[Data extract]
-- Start --
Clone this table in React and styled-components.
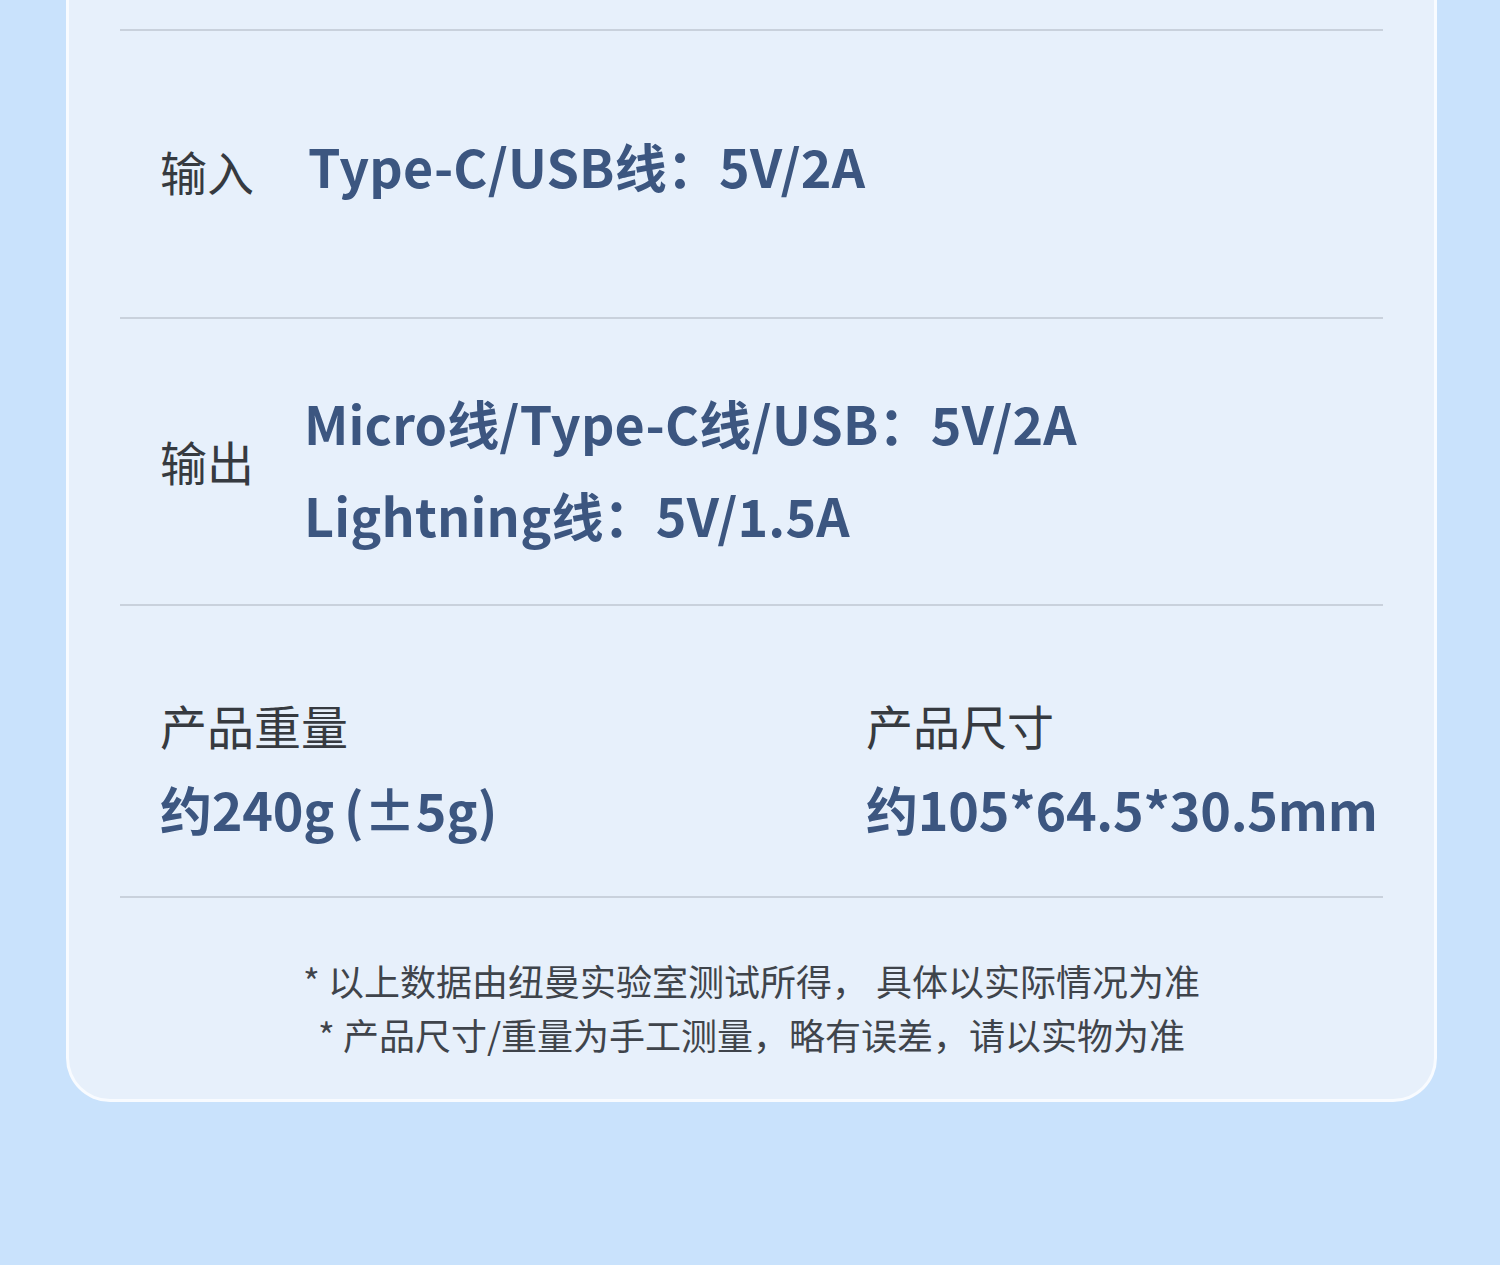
import styled, { createGlobalStyle } from "styled-components";

const GlobalStyle = createGlobalStyle`
  html, body {
    margin: 0;
    padding: 0;
    background: #c9e2fc;
  }
  body {
    font-family: "Noto Sans CJK SC", "Noto Sans", sans-serif;
  }
`;

const Page = styled.div`
  width: 1500px;
  height: 1265px;
  box-sizing: border-box;
  padding: 0 63px 0 66px;
  background: #c9e2fc;
  overflow: hidden;
`;

const Card = styled.div`
  box-sizing: border-box;
  width: 1371px;
  background: #e7f0fb;
  border: 3px solid #f8fbff;
  border-top: none;
  border-radius: 0 0 44px 44px;
  padding: 29px 51px 0 51px;
  height: 1102px;
`;

const Divider = styled.div`
  height: 2px;
  background: #c9d1dc;
`;

const SpecRow = styled.div`
  height: ${p => p.$height}px;
  box-sizing: border-box;
  display: flex;
  align-items: center;
  padding-left: 40px;
  padding-bottom: ${p => p.$lift || 0}px;
  gap: ${p => p.$gap || 52}px;
`;

const Label = styled.div`
  font-size: 47px;
  font-weight: 400;
  color: #363a40;
  white-space: nowrap;
  line-height: 1.2;
`;

const Values = styled.div`
  display: flex;
  flex-direction: column;
  margin-top: ${p => p.$shift || 0}px;
  margin-bottom: ${p => p.$raise || 0}px;
`;

const Value = styled.div`
  font-size: 52px;
  font-weight: 700;
  color: #3c5680;
  line-height: 92px;
  white-space: nowrap;
  letter-spacing: 0.2px;
`;

const DoubleRow = styled.div`
  height: 290px;
  display: grid;
  grid-template-columns: 706px 1fr;
  align-items: center;
  padding-left: 40px;
  padding-top: 36px;
  box-sizing: border-box;
`;

const Column = styled.div`
  display: flex;
  flex-direction: column;
  gap: 24px;
`;

const ColValue = styled(Value)`
  line-height: 64px;
  letter-spacing: -0.2px;
`;

const Paren = styled.span`
  margin-left: 10px;
  letter-spacing: 0;
`;

const Notes = styled.div`
  padding-top: 55px;
  text-align: center;
  font-size: 36px;
  line-height: 54px;
  color: #3f444b;
`;

export default function App() {
  return (
    <Page>
      <GlobalStyle />
      <Card>
        <Divider />
        <SpecRow $height={286} $lift={6} $gap={54}>
          <Label>输入</Label>
          <Values $raise={10}>
            <Value>Type-C/USB线：5V/2A</Value>
          </Values>
        </SpecRow>
        <Divider />
        <SpecRow $height={285} $gap={50}>
          <Label>输出</Label>
          <Values $shift={14}>
            <Value>Micro线/Type-C线/USB：5V/2A</Value>
            <Value>Lightning线：5V/1.5A</Value>
          </Values>
        </SpecRow>
        <Divider />
        <DoubleRow>
          <Column>
            <Label>产品重量</Label>
            <ColValue>
              约240g<Paren>(±5g)</Paren>
            </ColValue>
          </Column>
          <Column>
            <Label>产品尺寸</Label>
            <ColValue>约105*64.5*30.5mm</ColValue>
          </Column>
        </DoubleRow>
        <Divider />
        <Notes>
          <div>* 以上数据由纽曼实验室测试所得， 具体以实际情况为准</div>
          <div>* 产品尺寸/重量为手工测量，略有误差，请以实物为准</div>
        </Notes>
      </Card>
    </Page>
  );
}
-- End --
[What to produce] Copy every line of the listing that contains the word "components".

[Result of this exercise]
Clone this table in React and styled-components.
import styled, { createGlobalStyle } from "styled-components";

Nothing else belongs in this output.